*Stored data*:
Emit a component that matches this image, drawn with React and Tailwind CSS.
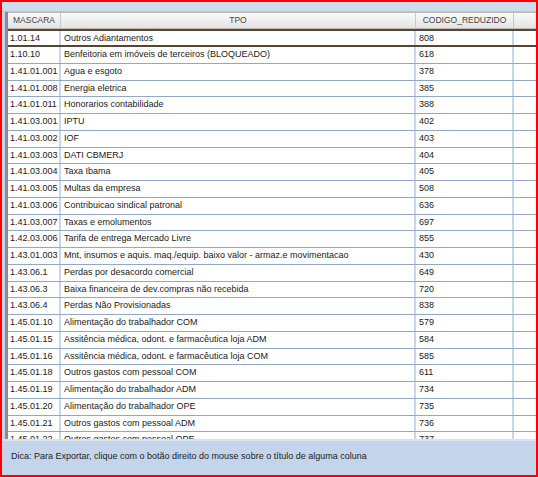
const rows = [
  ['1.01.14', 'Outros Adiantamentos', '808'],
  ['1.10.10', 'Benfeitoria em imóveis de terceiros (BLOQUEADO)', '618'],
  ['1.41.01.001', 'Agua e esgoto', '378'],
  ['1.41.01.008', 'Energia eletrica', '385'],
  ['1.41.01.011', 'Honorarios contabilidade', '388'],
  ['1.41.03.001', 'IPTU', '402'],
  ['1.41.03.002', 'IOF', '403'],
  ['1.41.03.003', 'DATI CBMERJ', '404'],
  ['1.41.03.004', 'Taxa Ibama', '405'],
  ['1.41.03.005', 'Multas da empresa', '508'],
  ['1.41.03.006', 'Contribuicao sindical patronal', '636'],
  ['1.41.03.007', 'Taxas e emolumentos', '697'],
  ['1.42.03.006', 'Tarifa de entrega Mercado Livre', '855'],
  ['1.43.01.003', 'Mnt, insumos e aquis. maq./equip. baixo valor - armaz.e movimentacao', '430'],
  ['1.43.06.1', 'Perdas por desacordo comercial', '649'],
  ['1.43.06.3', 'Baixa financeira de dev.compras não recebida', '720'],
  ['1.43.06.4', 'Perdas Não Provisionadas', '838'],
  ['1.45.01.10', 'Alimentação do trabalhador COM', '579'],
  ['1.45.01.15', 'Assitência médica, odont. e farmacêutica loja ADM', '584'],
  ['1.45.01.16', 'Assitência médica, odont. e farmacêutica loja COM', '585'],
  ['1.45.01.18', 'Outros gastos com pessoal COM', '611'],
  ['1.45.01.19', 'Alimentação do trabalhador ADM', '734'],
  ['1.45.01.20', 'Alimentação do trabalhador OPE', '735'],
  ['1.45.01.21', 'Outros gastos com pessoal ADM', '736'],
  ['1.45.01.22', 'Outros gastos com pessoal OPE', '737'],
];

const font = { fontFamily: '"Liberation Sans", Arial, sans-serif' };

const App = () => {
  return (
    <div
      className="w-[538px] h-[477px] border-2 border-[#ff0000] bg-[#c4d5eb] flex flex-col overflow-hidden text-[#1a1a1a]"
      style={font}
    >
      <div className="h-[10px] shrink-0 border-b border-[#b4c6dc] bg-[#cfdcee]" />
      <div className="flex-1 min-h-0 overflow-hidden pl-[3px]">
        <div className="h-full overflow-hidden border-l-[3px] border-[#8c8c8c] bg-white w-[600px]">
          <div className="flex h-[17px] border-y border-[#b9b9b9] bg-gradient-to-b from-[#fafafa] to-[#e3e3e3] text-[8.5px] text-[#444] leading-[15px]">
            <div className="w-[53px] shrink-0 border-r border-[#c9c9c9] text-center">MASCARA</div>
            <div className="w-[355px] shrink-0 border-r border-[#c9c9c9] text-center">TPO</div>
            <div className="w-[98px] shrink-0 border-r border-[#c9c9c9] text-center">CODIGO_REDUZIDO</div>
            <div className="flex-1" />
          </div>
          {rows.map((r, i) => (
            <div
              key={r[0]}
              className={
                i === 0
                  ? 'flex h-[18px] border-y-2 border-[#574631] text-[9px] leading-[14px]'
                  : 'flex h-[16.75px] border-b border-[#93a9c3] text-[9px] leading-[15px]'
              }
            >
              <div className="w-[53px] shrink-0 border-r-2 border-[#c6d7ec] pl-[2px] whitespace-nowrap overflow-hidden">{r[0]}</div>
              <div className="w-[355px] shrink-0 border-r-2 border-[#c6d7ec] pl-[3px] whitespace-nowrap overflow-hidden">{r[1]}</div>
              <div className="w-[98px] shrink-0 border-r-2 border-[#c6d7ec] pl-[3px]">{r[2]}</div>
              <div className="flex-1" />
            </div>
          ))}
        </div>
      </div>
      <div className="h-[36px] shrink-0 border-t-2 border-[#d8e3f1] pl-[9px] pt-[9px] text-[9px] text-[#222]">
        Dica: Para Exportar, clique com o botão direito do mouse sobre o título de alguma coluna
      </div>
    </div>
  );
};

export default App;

*Your task*: All of the lines above should be retyped precisely, apart from the pictures.

*Answer for the task*:
Emit a component that matches this image, drawn with React and Tailwind CSS.
const rows = [
  ['1.01.14', 'Outros Adiantamentos', '808'],
  ['1.10.10', 'Benfeitoria em imóveis de terceiros (BLOQUEADO)', '618'],
  ['1.41.01.001', 'Agua e esgoto', '378'],
  ['1.41.01.008', 'Energia eletrica', '385'],
  ['1.41.01.011', 'Honorarios contabilidade', '388'],
  ['1.41.03.001', 'IPTU', '402'],
  ['1.41.03.002', 'IOF', '403'],
  ['1.41.03.003', 'DATI CBMERJ', '404'],
  ['1.41.03.004', 'Taxa Ibama', '405'],
  ['1.41.03.005', 'Multas da empresa', '508'],
  ['1.41.03.006', 'Contribuicao sindical patronal', '636'],
  ['1.41.03.007', 'Taxas e emolumentos', '697'],
  ['1.42.03.006', 'Tarifa de entrega Mercado Livre', '855'],
  ['1.43.01.003', 'Mnt, insumos e aquis. maq./equip. baixo valor - armaz.e movimentacao', '430'],
  ['1.43.06.1', 'Perdas por desacordo comercial', '649'],
  ['1.43.06.3', 'Baixa financeira de dev.compras não recebida', '720'],
  ['1.43.06.4', 'Perdas Não Provisionadas', '838'],
  ['1.45.01.10', 'Alimentação do trabalhador COM', '579'],
  ['1.45.01.15', 'Assitência médica, odont. e farmacêutica loja ADM', '584'],
  ['1.45.01.16', 'Assitência médica, odont. e farmacêutica loja COM', '585'],
  ['1.45.01.18', 'Outros gastos com pessoal COM', '611'],
  ['1.45.01.19', 'Alimentação do trabalhador ADM', '734'],
  ['1.45.01.20', 'Alimentação do trabalhador OPE', '735'],
  ['1.45.01.21', 'Outros gastos com pessoal ADM', '736'],
  ['1.45.01.22', 'Outros gastos com pessoal OPE', '737'],
];

const font = { fontFamily: '"Liberation Sans", Arial, sans-serif' };

const App = () => {
  return (
    <div
      className="w-[538px] h-[477px] border-2 border-[#ff0000] bg-[#c4d5eb] flex flex-col overflow-hidden text-[#1a1a1a]"
      style={font}
    >
      <div className="h-[10px] shrink-0 border-b border-[#b4c6dc] bg-[#cfdcee]" />
      <div className="flex-1 min-h-0 overflow-hidden pl-[3px]">
        <div className="h-full overflow-hidden border-l-[3px] border-[#8c8c8c] bg-white w-[600px]">
          <div className="flex h-[17px] border-y border-[#b9b9b9] bg-gradient-to-b from-[#fafafa] to-[#e3e3e3] text-[8.5px] text-[#444] leading-[15px]">
            <div className="w-[53px] shrink-0 border-r border-[#c9c9c9] text-center">MASCARA</div>
            <div className="w-[355px] shrink-0 border-r border-[#c9c9c9] text-center">TPO</div>
            <div className="w-[98px] shrink-0 border-r border-[#c9c9c9] text-center">CODIGO_REDUZIDO</div>
            <div className="flex-1" />
          </div>
          {rows.map((r, i) => (
            <div
              key={r[0]}
              className={
                i === 0
                  ? 'flex h-[18px] border-y-2 border-[#574631] text-[9px] leading-[14px]'
                  : 'flex h-[16.75px] border-b border-[#93a9c3] text-[9px] leading-[15px]'
              }
            >
              <div className="w-[53px] shrink-0 border-r-2 border-[#c6d7ec] pl-[2px] whitespace-nowrap overflow-hidden">{r[0]}</div>
              <div className="w-[355px] shrink-0 border-r-2 border-[#c6d7ec] pl-[3px] whitespace-nowrap overflow-hidden">{r[1]}</div>
              <div className="w-[98px] shrink-0 border-r-2 border-[#c6d7ec] pl-[3px]">{r[2]}</div>
              <div className="flex-1" />
            </div>
          ))}
        </div>
      </div>
      <div className="h-[36px] shrink-0 border-t-2 border-[#d8e3f1] pl-[9px] pt-[9px] text-[9px] text-[#222]">
        Dica: Para Exportar, clique com o botão direito do mouse sobre o título de alguma coluna
      </div>
    </div>
  );
};

export default App;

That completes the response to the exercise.